_Task to carry out_: Pick out the lines containing "this".

_Source material_:
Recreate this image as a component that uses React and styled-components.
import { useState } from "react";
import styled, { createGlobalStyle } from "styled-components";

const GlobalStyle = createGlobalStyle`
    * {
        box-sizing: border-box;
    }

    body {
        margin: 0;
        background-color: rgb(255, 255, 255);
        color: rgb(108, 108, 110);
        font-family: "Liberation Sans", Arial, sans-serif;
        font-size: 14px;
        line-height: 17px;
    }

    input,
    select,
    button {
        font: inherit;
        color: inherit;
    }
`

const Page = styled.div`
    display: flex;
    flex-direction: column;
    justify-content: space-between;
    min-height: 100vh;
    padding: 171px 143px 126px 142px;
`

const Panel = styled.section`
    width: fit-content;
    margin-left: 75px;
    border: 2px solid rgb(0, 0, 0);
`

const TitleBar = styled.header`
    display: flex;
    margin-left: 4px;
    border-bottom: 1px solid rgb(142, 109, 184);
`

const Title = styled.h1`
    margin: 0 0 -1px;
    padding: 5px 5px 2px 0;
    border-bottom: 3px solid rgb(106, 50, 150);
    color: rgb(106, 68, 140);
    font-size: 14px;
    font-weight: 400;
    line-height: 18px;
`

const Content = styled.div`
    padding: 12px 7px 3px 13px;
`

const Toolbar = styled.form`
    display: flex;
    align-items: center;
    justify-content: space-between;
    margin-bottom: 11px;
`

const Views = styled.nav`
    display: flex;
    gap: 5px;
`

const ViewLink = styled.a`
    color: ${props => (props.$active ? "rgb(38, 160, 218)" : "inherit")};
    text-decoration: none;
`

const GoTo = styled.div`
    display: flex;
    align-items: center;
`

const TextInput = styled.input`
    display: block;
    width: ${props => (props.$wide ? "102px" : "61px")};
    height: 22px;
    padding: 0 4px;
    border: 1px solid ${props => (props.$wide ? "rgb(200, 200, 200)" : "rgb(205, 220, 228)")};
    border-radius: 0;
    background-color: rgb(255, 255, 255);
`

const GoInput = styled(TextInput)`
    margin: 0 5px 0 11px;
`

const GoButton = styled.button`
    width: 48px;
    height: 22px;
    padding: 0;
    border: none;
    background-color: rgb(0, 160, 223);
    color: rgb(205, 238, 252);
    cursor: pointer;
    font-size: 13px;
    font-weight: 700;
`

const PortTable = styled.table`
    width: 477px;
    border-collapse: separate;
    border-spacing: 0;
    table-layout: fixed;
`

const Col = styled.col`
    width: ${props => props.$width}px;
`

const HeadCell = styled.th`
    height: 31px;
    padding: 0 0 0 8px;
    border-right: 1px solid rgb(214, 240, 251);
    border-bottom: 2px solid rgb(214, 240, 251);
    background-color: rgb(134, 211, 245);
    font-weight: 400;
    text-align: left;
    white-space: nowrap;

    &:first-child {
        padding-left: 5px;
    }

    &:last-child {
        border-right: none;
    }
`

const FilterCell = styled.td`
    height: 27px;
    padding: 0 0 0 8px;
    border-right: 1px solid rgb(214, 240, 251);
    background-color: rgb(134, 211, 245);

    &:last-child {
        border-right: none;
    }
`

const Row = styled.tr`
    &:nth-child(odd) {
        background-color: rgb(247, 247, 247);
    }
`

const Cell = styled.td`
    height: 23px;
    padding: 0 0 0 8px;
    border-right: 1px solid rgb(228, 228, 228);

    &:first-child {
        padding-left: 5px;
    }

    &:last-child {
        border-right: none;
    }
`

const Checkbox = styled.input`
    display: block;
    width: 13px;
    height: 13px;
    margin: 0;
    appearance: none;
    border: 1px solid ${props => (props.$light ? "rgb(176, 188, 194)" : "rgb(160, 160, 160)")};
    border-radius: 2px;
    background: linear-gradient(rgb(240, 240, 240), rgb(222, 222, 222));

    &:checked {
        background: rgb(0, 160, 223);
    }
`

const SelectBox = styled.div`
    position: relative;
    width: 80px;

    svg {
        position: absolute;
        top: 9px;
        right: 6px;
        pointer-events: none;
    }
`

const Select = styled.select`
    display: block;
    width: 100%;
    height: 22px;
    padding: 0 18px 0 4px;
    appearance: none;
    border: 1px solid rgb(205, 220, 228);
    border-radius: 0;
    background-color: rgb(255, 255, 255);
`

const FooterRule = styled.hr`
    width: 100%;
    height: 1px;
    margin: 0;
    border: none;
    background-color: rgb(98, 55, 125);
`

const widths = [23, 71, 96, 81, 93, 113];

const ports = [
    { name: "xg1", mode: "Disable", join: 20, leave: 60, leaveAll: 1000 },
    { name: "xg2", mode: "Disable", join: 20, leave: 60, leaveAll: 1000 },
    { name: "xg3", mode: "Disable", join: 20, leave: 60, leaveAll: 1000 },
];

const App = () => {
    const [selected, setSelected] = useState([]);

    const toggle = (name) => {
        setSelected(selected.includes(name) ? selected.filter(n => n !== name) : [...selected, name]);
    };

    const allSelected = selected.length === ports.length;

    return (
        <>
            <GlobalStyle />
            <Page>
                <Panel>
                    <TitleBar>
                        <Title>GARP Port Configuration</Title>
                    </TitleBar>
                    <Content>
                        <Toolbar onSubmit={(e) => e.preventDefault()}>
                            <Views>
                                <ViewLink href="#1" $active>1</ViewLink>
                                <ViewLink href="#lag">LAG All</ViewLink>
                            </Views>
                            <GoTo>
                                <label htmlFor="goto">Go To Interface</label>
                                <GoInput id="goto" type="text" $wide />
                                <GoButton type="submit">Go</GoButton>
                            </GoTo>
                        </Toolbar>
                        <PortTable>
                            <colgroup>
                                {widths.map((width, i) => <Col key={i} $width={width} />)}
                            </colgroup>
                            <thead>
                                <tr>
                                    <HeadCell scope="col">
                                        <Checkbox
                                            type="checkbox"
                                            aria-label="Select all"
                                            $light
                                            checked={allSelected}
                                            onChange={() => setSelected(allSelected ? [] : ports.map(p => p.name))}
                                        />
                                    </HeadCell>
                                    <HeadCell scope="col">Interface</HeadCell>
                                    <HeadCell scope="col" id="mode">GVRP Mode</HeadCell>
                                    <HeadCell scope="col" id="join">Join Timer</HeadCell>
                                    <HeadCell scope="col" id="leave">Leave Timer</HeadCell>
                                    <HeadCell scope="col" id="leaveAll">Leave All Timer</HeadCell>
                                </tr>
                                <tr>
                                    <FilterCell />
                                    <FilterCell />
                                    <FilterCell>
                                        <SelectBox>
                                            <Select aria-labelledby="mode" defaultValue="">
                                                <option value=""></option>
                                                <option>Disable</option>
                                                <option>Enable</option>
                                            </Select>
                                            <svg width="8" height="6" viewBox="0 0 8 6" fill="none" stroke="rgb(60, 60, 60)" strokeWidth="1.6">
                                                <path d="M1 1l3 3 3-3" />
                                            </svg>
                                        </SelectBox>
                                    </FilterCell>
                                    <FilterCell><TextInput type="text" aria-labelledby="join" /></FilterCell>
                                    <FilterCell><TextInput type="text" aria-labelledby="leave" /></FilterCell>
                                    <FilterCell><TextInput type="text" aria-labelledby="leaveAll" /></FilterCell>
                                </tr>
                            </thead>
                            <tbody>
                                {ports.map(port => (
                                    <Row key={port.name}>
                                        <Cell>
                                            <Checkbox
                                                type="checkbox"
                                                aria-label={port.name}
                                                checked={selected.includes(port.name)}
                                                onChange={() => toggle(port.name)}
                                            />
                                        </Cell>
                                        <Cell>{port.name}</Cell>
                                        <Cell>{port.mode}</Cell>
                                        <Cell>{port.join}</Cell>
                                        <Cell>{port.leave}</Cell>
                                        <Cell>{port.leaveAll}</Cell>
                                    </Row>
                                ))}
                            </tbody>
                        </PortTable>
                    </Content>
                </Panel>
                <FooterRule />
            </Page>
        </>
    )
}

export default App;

---

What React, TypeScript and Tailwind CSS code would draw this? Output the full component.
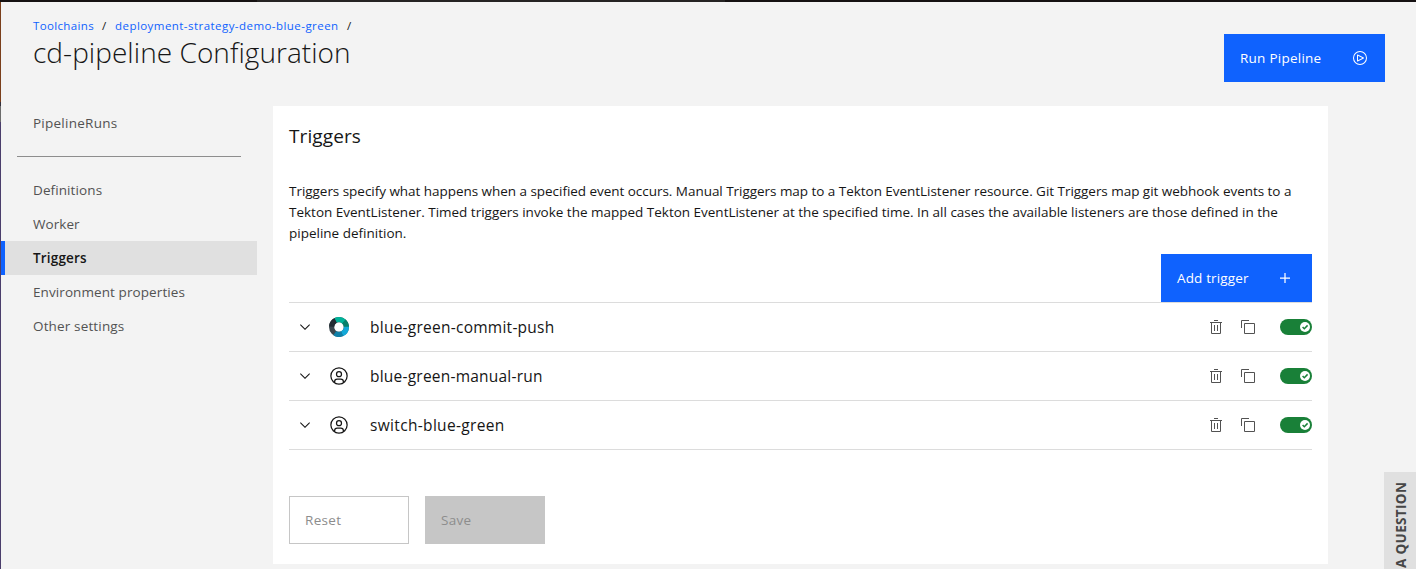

_Response to the exercise_:
Recreate this image as a component that uses React and styled-components.
What React, TypeScript and Tailwind CSS code would draw this? Output the full component.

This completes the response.